Entry 15

The programming team is able to make our first autonomous that we plan to use as a base when writing more programs for the challenge this year.

The program should go to target zone A, go to where the rings are, then park on the white line.

The specialty parts team works on downloading various parts from the GoBuilda website onto OnShape.

The robot design team works on mounting the rhino wheels onto an axle with clamping collars, and also works on planning out how we'd assemble parts of the robot.

The programming team is able to work past initial confusion and create an autonomous program.

We use RoadRunner techniques and trigonometry to find the coordinates we needed the robot to go to and added the appropriate lines of code to the program.

In the future, we want to add temporal markers to our program to account for the time it'll take the robot to shoot the rings.

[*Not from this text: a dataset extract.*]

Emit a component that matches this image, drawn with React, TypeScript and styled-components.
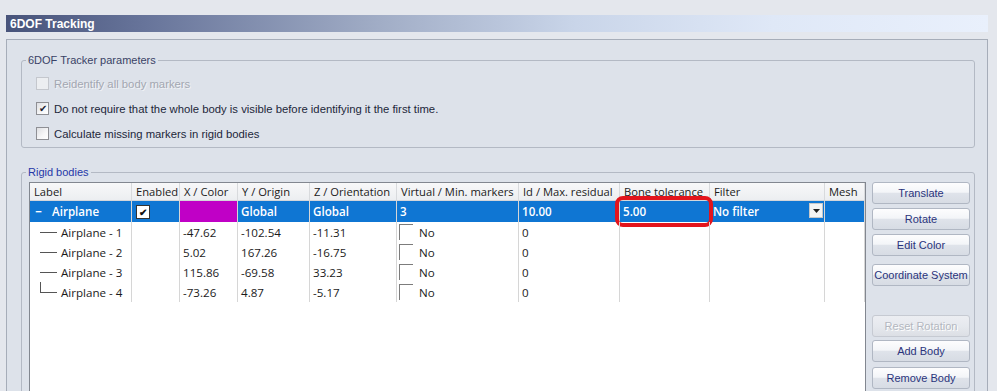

The specialty design team is able to find a new way to import parts onto OnShape, and plans to download more parts onto OnShape that will be necessary for the robot.

The robot design team is able to figure out which bearings are needed in order to secure the axles to the U-channel. We plan on attaching the sprocket and the chain to the axle.

The robot design team and the specialty parts team are able to work on importing necessary parts for the robot onto OnShape, like the gecko wheels and also the bumper for the robot.

The robot design team have a few things planned for today:

• Mounting the rhino wheels onto an axle with clamping collars

• Planning how we would secure the axle to the U-channels and looking at what bearings should be used

The specialty parts team's agenda for today include two tasks:

• Downloading the Gecko Wheels from the GoBuilda website into Onshape for use by the Robot Design Team

• Helping the Robot Design Team with getting the bumper parts onto the main robot design document

Robot Design Team:

• We are able to use clamping collars to mount the rhino wheels onto an axle. This is our first time doing this, so it is not completely accurate. It simply serves as a model of the actual assembly.

• Because we run into complications with OnShape (technical issues), only some of us are able to load the assembly.

• During today's meeting, we are also able to plan out the way we wanted to secure the axle to the U-channels. We are looking at different bearings and finding the ones we need.

• In the future, we plan on attaching the sprocket and chain to the axle. We also want to work out the placement of the next set of wheels.

Specialty Parts Team:

• Today, we are able to download the Gecko Wheels into OnShape by exporting the files since it was a zip. We run into a couple of problems while trying to get the bumpers onto the actual document with the robot. The first problem we run into was not being able to insert the Bumper CAD into the assembly. After scouring the internet, we figure out that the CAD was imported as a mesh, making it a reference for any other part we were designing. The solution to this is to recreate the part in OnShape using the imported CAD as a reference just like it was meant to be.

• One other thing that we are able to do was to work with the robot design team to get the bumpers onto the main robot design document.

• In the future, we plan on downloading more parts that are necessary for the robot, as well as fix the problem with the bumper and get it onto the actual document.

The main goal for today is to make our first autonomous program for the FTC challenge of this year.

• • The program should have the robot go to a certain block, go to where the rings are, and then park at the white line.

  • We should've been able to use the most efficient methods to create the autonomous.

• Although we have some confusion at the beginning, we are able to ask each other and resolve them, allowing our autonomous to do all the basic things that we were asked to do.

• We do a lot of math and find out the coordinates of different points which we need to do our program.

• We also add different methods that could do the tasks which were asked of us and incorporated a lot of RoadRunner techniques into the program

• We add some lines of code which make the robot go from the starting position (-62, -50) to the “A” block (10, -60), then to the place where the rings are (-23, -36), and then to the white line (10,-36), making sure to take into account the heading of the robot.

• Some additions we want to make to our program are adding temporal markers.

  • Temporal markers are a specific type of marker you could put into your RoadRunner program. They allow you to tell the program how long each movement should last.

  • Implementing this into our code will allow us to make the robot turn to face the powershot and shoot for a specific amount of time, instead of just speeding through all the movements. This will allow us to be more accurate/precise.